The task: Below are records; count the lines that contain "React" and give only the total.

Code that builds pages:

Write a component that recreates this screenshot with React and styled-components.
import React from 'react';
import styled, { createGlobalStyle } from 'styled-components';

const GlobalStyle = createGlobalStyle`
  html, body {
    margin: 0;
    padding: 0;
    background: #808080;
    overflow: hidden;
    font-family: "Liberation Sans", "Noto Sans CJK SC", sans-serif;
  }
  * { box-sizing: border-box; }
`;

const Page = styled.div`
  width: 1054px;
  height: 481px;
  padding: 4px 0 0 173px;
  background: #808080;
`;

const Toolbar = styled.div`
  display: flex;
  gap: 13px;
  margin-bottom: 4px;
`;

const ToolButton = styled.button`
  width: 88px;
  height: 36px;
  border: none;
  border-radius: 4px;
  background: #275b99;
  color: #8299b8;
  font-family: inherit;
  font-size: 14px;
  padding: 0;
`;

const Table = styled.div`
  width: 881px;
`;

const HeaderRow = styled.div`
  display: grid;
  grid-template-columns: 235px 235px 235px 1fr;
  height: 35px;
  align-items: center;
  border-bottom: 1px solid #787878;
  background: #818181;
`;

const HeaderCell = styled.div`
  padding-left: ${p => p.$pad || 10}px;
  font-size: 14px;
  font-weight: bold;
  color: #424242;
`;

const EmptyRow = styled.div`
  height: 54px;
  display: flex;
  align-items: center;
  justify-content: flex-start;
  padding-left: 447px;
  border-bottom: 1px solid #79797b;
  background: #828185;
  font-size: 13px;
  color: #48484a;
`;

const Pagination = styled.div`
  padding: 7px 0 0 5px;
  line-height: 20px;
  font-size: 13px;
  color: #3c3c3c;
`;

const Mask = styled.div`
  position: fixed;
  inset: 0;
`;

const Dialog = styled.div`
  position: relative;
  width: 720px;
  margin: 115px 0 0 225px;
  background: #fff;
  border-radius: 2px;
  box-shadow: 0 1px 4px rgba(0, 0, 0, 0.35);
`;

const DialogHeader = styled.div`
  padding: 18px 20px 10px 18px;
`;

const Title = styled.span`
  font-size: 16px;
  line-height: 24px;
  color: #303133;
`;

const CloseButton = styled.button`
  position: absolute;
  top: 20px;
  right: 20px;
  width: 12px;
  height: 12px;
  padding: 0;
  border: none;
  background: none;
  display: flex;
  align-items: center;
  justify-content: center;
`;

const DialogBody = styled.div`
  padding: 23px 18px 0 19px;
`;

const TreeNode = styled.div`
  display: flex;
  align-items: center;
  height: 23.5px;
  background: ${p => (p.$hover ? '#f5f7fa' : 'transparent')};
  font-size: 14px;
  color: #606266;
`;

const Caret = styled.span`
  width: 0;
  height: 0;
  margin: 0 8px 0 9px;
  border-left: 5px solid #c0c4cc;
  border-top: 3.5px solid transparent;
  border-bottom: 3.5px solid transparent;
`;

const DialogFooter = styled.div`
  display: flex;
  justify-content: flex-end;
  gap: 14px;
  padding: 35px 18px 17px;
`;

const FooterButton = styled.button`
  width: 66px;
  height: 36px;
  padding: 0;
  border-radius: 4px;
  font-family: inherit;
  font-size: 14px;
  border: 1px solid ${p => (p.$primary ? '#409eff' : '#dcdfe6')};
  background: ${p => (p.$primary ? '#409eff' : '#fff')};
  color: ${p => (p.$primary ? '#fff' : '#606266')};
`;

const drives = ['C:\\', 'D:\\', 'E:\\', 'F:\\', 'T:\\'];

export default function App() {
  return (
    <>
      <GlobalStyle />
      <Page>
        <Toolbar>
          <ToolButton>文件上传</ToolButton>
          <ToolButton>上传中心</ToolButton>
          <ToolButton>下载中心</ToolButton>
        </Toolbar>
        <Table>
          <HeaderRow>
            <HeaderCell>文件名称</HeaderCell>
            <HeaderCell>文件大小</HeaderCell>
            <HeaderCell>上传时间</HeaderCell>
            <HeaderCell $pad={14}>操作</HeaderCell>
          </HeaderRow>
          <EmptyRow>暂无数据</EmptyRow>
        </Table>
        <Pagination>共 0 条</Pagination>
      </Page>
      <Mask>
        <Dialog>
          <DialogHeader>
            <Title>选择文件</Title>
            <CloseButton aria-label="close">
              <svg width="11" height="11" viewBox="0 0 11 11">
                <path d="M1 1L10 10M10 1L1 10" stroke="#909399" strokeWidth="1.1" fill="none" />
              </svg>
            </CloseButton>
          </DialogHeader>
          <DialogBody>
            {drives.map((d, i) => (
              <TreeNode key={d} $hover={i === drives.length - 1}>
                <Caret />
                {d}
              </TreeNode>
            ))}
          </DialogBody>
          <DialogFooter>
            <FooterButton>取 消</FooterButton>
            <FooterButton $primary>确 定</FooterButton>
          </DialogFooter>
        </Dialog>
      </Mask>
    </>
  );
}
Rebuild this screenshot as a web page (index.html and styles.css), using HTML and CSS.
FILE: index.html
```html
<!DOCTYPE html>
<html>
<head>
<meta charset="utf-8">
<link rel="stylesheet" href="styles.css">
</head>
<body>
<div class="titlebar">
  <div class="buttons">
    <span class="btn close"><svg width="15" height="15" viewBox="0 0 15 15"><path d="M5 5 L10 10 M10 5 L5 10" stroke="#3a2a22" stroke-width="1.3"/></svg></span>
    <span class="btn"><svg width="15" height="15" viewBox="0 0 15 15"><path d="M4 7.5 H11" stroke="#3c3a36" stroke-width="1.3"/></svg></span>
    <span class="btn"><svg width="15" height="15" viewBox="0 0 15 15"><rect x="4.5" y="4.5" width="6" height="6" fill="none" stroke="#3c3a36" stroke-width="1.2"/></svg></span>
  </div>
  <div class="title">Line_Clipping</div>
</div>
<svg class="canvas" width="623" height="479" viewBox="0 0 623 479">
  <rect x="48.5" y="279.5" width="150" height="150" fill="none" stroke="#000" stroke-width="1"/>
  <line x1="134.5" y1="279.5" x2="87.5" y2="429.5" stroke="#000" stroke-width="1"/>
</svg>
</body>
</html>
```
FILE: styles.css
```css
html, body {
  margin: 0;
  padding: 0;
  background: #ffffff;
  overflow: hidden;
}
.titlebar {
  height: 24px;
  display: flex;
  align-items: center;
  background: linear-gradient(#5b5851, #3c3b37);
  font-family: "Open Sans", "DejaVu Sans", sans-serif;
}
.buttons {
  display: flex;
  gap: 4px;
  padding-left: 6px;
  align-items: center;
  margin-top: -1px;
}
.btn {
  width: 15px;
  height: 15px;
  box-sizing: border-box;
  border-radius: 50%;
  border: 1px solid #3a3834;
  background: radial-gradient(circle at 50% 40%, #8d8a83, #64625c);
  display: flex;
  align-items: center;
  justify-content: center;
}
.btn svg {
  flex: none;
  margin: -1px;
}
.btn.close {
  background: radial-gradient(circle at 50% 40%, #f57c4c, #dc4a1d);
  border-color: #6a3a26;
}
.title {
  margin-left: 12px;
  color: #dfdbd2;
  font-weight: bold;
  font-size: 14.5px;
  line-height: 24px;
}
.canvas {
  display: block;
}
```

Full output: 2